### EXERCISE PROMPT
Word for word, transcribe the lines below and drop the pictures.

### GIVEN DATA
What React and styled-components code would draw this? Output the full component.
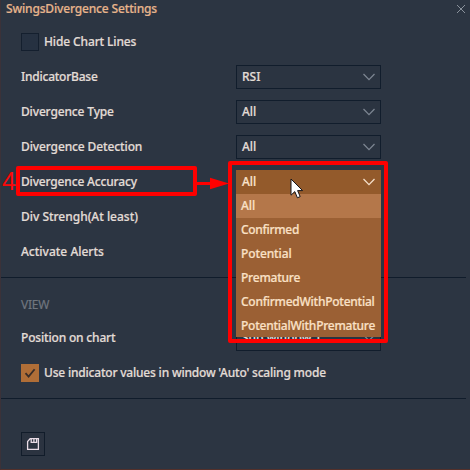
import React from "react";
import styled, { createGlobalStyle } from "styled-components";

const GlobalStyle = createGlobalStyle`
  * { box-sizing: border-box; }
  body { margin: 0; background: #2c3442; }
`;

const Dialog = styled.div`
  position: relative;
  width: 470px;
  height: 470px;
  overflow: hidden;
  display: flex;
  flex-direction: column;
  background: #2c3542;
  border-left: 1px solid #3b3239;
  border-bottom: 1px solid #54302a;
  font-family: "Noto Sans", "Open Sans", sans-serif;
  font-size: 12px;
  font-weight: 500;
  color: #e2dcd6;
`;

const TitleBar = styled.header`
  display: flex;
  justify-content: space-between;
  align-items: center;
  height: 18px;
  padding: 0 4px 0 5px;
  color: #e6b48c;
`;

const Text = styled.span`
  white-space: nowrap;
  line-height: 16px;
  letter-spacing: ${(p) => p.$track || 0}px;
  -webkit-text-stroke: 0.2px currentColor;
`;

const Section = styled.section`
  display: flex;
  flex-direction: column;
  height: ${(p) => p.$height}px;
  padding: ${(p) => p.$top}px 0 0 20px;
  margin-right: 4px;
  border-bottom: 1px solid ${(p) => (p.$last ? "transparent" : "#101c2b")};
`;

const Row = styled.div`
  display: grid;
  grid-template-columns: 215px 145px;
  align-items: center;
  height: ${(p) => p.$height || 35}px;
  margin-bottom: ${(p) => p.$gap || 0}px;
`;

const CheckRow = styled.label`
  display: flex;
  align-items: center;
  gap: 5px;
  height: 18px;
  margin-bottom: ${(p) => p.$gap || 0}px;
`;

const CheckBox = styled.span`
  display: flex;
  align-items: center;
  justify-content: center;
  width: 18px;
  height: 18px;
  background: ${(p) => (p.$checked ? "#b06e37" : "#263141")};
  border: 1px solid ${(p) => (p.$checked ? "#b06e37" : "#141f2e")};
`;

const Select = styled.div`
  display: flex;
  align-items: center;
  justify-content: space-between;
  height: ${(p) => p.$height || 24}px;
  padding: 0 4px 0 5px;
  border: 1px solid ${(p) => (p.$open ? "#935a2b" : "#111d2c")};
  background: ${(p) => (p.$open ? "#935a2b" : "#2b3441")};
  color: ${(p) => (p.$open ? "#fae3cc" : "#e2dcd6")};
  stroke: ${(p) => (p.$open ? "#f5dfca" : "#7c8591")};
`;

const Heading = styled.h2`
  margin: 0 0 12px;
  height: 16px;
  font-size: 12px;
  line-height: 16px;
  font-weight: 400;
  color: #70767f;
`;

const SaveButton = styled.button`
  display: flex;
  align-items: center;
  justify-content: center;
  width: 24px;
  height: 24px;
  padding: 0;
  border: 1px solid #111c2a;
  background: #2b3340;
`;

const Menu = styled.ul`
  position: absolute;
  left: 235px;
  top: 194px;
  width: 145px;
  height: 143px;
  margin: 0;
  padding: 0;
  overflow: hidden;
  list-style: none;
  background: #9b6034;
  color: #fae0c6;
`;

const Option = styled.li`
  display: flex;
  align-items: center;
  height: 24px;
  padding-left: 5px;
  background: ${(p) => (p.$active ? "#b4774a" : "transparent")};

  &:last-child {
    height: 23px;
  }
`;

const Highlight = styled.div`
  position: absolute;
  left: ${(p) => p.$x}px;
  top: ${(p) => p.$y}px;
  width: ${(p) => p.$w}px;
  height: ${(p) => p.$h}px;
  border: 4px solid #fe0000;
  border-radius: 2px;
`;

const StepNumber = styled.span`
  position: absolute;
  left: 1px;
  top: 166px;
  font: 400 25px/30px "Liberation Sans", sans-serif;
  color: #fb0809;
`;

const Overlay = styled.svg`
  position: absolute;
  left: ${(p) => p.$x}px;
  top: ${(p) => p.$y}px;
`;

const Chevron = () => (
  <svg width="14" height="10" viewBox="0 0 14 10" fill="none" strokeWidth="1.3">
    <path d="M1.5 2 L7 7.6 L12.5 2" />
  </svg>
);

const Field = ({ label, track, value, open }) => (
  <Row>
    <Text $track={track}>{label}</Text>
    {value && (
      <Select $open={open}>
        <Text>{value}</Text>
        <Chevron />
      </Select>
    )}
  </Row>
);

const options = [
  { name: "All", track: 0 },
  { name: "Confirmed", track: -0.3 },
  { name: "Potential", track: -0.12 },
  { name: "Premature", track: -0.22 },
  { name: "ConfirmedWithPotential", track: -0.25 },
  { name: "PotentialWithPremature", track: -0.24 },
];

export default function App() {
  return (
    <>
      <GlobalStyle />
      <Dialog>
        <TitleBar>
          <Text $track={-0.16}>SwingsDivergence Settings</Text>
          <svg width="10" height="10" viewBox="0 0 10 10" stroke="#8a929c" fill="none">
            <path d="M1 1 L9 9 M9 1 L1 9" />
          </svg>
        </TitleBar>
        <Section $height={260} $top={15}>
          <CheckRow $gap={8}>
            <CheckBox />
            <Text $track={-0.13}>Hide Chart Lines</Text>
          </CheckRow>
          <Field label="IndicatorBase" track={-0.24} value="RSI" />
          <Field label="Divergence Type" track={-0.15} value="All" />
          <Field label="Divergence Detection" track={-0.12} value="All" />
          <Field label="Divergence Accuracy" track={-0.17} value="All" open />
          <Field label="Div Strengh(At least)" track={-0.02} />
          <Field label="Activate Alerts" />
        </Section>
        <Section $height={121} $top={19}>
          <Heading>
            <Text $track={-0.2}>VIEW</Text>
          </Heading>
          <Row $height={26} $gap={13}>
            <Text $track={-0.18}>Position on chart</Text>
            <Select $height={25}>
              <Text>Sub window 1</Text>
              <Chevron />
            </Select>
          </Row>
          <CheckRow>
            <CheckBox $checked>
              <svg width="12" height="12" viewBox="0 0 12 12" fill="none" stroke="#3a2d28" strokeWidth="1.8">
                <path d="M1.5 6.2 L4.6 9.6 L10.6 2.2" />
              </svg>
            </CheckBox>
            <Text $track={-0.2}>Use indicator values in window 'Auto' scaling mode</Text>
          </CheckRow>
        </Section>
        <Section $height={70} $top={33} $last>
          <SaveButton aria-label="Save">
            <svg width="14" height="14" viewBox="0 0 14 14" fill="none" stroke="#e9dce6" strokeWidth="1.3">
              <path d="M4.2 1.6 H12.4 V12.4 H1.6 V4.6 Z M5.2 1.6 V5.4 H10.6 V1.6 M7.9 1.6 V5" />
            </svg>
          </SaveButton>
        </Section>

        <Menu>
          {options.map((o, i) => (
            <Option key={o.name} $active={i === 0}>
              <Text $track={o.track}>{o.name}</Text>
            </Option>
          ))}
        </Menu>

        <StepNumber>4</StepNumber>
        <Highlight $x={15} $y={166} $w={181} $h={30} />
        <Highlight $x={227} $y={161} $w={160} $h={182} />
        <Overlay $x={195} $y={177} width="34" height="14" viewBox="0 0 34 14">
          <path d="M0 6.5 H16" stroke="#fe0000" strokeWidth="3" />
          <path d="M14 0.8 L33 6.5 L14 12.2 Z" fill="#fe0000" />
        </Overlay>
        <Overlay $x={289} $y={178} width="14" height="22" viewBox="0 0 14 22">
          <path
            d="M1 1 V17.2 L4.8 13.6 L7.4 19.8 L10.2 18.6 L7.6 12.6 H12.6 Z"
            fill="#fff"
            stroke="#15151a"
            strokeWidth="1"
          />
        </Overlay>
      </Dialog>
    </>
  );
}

### COMPLETED TASK
What React and styled-components code would draw this? Output the full component.
import React from "react";
import styled, { createGlobalStyle } from "styled-components";

const GlobalStyle = createGlobalStyle`
  * { box-sizing: border-box; }
  body { margin: 0; background: #2c3442; }
`;

const Dialog = styled.div`
  position: relative;
  width: 470px;
  height: 470px;
  overflow: hidden;
  display: flex;
  flex-direction: column;
  background: #2c3542;
  border-left: 1px solid #3b3239;
  border-bottom: 1px solid #54302a;
  font-family: "Noto Sans", "Open Sans", sans-serif;
  font-size: 12px;
  font-weight: 500;
  color: #e2dcd6;
`;

const TitleBar = styled.header`
  display: flex;
  justify-content: space-between;
  align-items: center;
  height: 18px;
  padding: 0 4px 0 5px;
  color: #e6b48c;
`;

const Text = styled.span`
  white-space: nowrap;
  line-height: 16px;
  letter-spacing: ${(p) => p.$track || 0}px;
  -webkit-text-stroke: 0.2px currentColor;
`;

const Section = styled.section`
  display: flex;
  flex-direction: column;
  height: ${(p) => p.$height}px;
  padding: ${(p) => p.$top}px 0 0 20px;
  margin-right: 4px;
  border-bottom: 1px solid ${(p) => (p.$last ? "transparent" : "#101c2b")};
`;

const Row = styled.div`
  display: grid;
  grid-template-columns: 215px 145px;
  align-items: center;
  height: ${(p) => p.$height || 35}px;
  margin-bottom: ${(p) => p.$gap || 0}px;
`;

const CheckRow = styled.label`
  display: flex;
  align-items: center;
  gap: 5px;
  height: 18px;
  margin-bottom: ${(p) => p.$gap || 0}px;
`;

const CheckBox = styled.span`
  display: flex;
  align-items: center;
  justify-content: center;
  width: 18px;
  height: 18px;
  background: ${(p) => (p.$checked ? "#b06e37" : "#263141")};
  border: 1px solid ${(p) => (p.$checked ? "#b06e37" : "#141f2e")};
`;

const Select = styled.div`
  display: flex;
  align-items: center;
  justify-content: space-between;
  height: ${(p) => p.$height || 24}px;
  padding: 0 4px 0 5px;
  border: 1px solid ${(p) => (p.$open ? "#935a2b" : "#111d2c")};
  background: ${(p) => (p.$open ? "#935a2b" : "#2b3441")};
  color: ${(p) => (p.$open ? "#fae3cc" : "#e2dcd6")};
  stroke: ${(p) => (p.$open ? "#f5dfca" : "#7c8591")};
`;

const Heading = styled.h2`
  margin: 0 0 12px;
  height: 16px;
  font-size: 12px;
  line-height: 16px;
  font-weight: 400;
  color: #70767f;
`;

const SaveButton = styled.button`
  display: flex;
  align-items: center;
  justify-content: center;
  width: 24px;
  height: 24px;
  padding: 0;
  border: 1px solid #111c2a;
  background: #2b3340;
`;

const Menu = styled.ul`
  position: absolute;
  left: 235px;
  top: 194px;
  width: 145px;
  height: 143px;
  margin: 0;
  padding: 0;
  overflow: hidden;
  list-style: none;
  background: #9b6034;
  color: #fae0c6;
`;

const Option = styled.li`
  display: flex;
  align-items: center;
  height: 24px;
  padding-left: 5px;
  background: ${(p) => (p.$active ? "#b4774a" : "transparent")};

  &:last-child {
    height: 23px;
  }
`;

const Highlight = styled.div`
  position: absolute;
  left: ${(p) => p.$x}px;
  top: ${(p) => p.$y}px;
  width: ${(p) => p.$w}px;
  height: ${(p) => p.$h}px;
  border: 4px solid #fe0000;
  border-radius: 2px;
`;

const StepNumber = styled.span`
  position: absolute;
  left: 1px;
  top: 166px;
  font: 400 25px/30px "Liberation Sans", sans-serif;
  color: #fb0809;
`;

const Overlay = styled.svg`
  position: absolute;
  left: ${(p) => p.$x}px;
  top: ${(p) => p.$y}px;
`;

const Chevron = () => (
  <svg width="14" height="10" viewBox="0 0 14 10" fill="none" strokeWidth="1.3">
    <path d="M1.5 2 L7 7.6 L12.5 2" />
  </svg>
);

const Field = ({ label, track, value, open }) => (
  <Row>
    <Text $track={track}>{label}</Text>
    {value && (
      <Select $open={open}>
        <Text>{value}</Text>
        <Chevron />
      </Select>
    )}
  </Row>
);

const options = [
  { name: "All", track: 0 },
  { name: "Confirmed", track: -0.3 },
  { name: "Potential", track: -0.12 },
  { name: "Premature", track: -0.22 },
  { name: "ConfirmedWithPotential", track: -0.25 },
  { name: "PotentialWithPremature", track: -0.24 },
];

export default function App() {
  return (
    <>
      <GlobalStyle />
      <Dialog>
        <TitleBar>
          <Text $track={-0.16}>SwingsDivergence Settings</Text>
          <svg width="10" height="10" viewBox="0 0 10 10" stroke="#8a929c" fill="none">
            <path d="M1 1 L9 9 M9 1 L1 9" />
          </svg>
        </TitleBar>
        <Section $height={260} $top={15}>
          <CheckRow $gap={8}>
            <CheckBox />
            <Text $track={-0.13}>Hide Chart Lines</Text>
          </CheckRow>
          <Field label="IndicatorBase" track={-0.24} value="RSI" />
          <Field label="Divergence Type" track={-0.15} value="All" />
          <Field label="Divergence Detection" track={-0.12} value="All" />
          <Field label="Divergence Accuracy" track={-0.17} value="All" open />
          <Field label="Div Strengh(At least)" track={-0.02} />
          <Field label="Activate Alerts" />
        </Section>
        <Section $height={121} $top={19}>
          <Heading>
            <Text $track={-0.2}>VIEW</Text>
          </Heading>
          <Row $height={26} $gap={13}>
            <Text $track={-0.18}>Position on chart</Text>
            <Select $height={25}>
              <Text>Sub window 1</Text>
              <Chevron />
            </Select>
          </Row>
          <CheckRow>
            <CheckBox $checked>
              <svg width="12" height="12" viewBox="0 0 12 12" fill="none" stroke="#3a2d28" strokeWidth="1.8">
                <path d="M1.5 6.2 L4.6 9.6 L10.6 2.2" />
              </svg>
            </CheckBox>
            <Text $track={-0.2}>Use indicator values in window 'Auto' scaling mode</Text>
          </CheckRow>
        </Section>
        <Section $height={70} $top={33} $last>
          <SaveButton aria-label="Save">
            <svg width="14" height="14" viewBox="0 0 14 14" fill="none" stroke="#e9dce6" strokeWidth="1.3">
              <path d="M4.2 1.6 H12.4 V12.4 H1.6 V4.6 Z M5.2 1.6 V5.4 H10.6 V1.6 M7.9 1.6 V5" />
            </svg>
          </SaveButton>
        </Section>

        <Menu>
          {options.map((o, i) => (
            <Option key={o.name} $active={i === 0}>
              <Text $track={o.track}>{o.name}</Text>
            </Option>
          ))}
        </Menu>

        <StepNumber>4</StepNumber>
        <Highlight $x={15} $y={166} $w={181} $h={30} />
        <Highlight $x={227} $y={161} $w={160} $h={182} />
        <Overlay $x={195} $y={177} width="34" height="14" viewBox="0 0 34 14">
          <path d="M0 6.5 H16" stroke="#fe0000" strokeWidth="3" />
          <path d="M14 0.8 L33 6.5 L14 12.2 Z" fill="#fe0000" />
        </Overlay>
        <Overlay $x={289} $y={178} width="14" height="22" viewBox="0 0 14 22">
          <path
            d="M1 1 V17.2 L4.8 13.6 L7.4 19.8 L10.2 18.6 L7.6 12.6 H12.6 Z"
            fill="#fff"
            stroke="#15151a"
            strokeWidth="1"
          />
        </Overlay>
      </Dialog>
    </>
  );
}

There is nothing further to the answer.